**EXERCISE OBJECTIVE**
Leave out the pictures, and write out exactly the lines from the beginning of the material to the line holding "justify-content: center;", that line included, and nothing else.
----- RAW DATA
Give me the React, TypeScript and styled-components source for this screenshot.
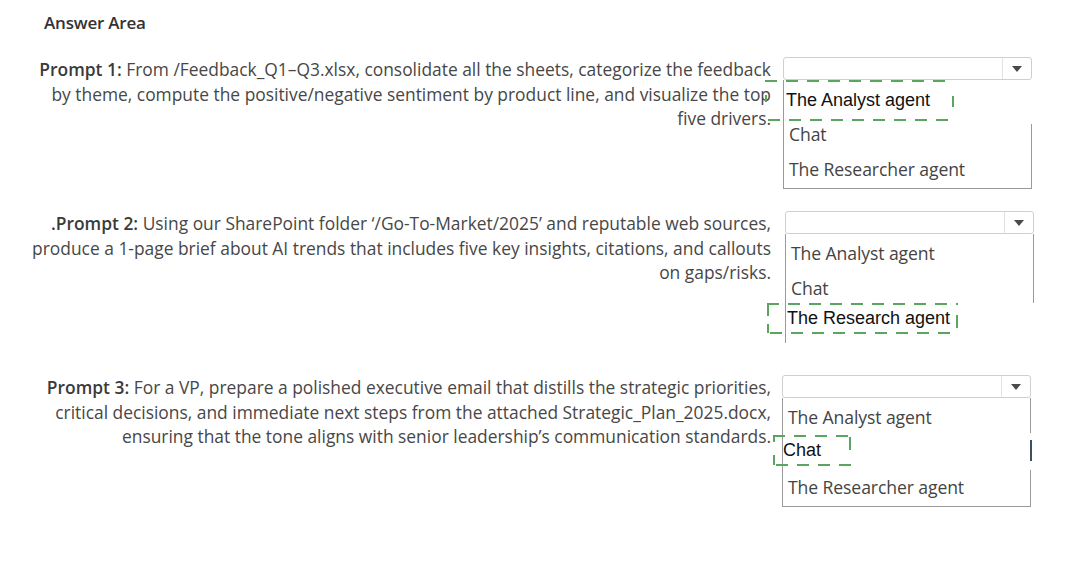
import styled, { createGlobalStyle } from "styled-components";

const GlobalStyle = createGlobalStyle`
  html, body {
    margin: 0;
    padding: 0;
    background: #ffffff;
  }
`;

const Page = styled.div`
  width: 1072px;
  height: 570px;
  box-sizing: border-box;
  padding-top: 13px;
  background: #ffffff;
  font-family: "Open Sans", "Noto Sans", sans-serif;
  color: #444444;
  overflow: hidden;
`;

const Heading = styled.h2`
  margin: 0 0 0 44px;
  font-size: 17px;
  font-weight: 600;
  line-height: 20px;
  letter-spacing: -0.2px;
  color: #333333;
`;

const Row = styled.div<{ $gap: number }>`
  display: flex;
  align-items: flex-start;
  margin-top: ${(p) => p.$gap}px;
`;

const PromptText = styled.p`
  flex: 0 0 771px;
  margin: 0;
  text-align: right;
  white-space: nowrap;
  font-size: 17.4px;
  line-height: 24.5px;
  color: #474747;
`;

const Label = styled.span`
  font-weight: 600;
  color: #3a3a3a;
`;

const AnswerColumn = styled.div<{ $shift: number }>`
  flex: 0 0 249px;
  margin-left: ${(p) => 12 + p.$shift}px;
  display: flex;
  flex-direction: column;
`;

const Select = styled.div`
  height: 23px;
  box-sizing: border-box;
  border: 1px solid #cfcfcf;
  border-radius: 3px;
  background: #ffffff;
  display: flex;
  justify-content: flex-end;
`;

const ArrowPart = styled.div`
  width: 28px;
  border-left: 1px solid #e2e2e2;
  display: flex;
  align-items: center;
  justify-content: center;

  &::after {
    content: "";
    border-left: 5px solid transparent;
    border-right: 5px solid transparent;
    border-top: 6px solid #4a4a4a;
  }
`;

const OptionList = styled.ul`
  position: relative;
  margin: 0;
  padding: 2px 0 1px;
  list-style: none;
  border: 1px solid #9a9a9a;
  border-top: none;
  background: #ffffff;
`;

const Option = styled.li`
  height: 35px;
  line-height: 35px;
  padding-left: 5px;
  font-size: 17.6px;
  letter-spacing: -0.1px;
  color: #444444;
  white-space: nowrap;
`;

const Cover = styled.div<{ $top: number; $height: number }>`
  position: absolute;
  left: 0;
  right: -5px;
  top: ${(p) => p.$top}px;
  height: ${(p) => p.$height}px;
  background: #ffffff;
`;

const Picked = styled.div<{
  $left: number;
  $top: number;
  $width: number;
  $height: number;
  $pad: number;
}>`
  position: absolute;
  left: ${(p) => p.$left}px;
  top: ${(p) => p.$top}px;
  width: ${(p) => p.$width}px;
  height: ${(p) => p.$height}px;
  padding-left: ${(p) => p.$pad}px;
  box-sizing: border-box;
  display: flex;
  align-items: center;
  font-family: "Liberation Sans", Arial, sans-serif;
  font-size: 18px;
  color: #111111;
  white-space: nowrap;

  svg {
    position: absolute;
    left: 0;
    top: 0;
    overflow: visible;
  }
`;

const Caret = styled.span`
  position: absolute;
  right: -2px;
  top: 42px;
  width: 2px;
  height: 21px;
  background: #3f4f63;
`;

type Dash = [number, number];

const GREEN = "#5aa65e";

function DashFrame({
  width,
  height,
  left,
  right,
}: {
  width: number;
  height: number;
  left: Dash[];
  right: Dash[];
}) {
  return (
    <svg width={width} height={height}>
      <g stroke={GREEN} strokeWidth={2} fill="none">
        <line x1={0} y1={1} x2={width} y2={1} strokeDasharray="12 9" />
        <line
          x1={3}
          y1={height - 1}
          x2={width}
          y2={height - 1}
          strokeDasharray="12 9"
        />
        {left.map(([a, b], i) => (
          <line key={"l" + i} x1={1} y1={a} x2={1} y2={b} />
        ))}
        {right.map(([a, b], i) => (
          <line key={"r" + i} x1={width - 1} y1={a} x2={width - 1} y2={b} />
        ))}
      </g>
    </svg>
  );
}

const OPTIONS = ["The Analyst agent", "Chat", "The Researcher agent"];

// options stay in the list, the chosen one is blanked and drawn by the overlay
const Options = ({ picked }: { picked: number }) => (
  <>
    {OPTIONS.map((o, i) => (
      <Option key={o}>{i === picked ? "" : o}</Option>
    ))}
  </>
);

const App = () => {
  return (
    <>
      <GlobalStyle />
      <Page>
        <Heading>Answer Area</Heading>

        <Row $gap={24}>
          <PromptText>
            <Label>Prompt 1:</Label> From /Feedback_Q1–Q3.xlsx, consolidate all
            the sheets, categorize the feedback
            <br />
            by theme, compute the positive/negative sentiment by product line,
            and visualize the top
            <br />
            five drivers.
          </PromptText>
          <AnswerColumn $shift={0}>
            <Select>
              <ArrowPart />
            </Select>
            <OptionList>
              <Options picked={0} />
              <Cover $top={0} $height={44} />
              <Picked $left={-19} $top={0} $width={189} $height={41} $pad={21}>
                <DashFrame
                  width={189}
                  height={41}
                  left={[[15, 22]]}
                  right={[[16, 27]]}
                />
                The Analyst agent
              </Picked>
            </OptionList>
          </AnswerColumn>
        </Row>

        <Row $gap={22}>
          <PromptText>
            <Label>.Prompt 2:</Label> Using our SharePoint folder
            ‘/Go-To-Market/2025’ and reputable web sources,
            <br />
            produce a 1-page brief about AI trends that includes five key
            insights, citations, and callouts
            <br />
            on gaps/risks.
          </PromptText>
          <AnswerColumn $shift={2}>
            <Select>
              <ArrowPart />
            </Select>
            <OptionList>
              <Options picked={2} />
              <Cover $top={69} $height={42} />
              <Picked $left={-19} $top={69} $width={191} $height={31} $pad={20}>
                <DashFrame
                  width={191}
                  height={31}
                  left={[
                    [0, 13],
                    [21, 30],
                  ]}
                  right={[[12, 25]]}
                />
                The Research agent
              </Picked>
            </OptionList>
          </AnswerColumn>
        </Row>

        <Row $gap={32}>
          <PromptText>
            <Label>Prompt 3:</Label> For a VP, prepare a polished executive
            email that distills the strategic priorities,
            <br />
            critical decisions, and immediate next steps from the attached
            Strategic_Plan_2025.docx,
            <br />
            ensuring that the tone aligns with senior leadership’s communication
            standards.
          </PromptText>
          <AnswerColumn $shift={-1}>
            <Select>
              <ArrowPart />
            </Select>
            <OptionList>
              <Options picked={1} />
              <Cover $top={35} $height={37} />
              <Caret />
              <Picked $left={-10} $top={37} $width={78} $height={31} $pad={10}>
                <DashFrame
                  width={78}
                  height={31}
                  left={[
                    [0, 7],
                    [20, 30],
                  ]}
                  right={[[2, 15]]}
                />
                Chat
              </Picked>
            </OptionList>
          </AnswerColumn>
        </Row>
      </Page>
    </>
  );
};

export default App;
----------
**ANSWER TO THE TASK**
Give me the React, TypeScript and styled-components source for this screenshot.
import styled, { createGlobalStyle } from "styled-components";

const GlobalStyle = createGlobalStyle`
  html, body {
    margin: 0;
    padding: 0;
    background: #ffffff;
  }
`;

const Page = styled.div`
  width: 1072px;
  height: 570px;
  box-sizing: border-box;
  padding-top: 13px;
  background: #ffffff;
  font-family: "Open Sans", "Noto Sans", sans-serif;
  color: #444444;
  overflow: hidden;
`;

const Heading = styled.h2`
  margin: 0 0 0 44px;
  font-size: 17px;
  font-weight: 600;
  line-height: 20px;
  letter-spacing: -0.2px;
  color: #333333;
`;

const Row = styled.div<{ $gap: number }>`
  display: flex;
  align-items: flex-start;
  margin-top: ${(p) => p.$gap}px;
`;

const PromptText = styled.p`
  flex: 0 0 771px;
  margin: 0;
  text-align: right;
  white-space: nowrap;
  font-size: 17.4px;
  line-height: 24.5px;
  color: #474747;
`;

const Label = styled.span`
  font-weight: 600;
  color: #3a3a3a;
`;

const AnswerColumn = styled.div<{ $shift: number }>`
  flex: 0 0 249px;
  margin-left: ${(p) => 12 + p.$shift}px;
  display: flex;
  flex-direction: column;
`;

const Select = styled.div`
  height: 23px;
  box-sizing: border-box;
  border: 1px solid #cfcfcf;
  border-radius: 3px;
  background: #ffffff;
  display: flex;
  justify-content: flex-end;
`;

const ArrowPart = styled.div`
  width: 28px;
  border-left: 1px solid #e2e2e2;
  display: flex;
  align-items: center;
  justify-content: center;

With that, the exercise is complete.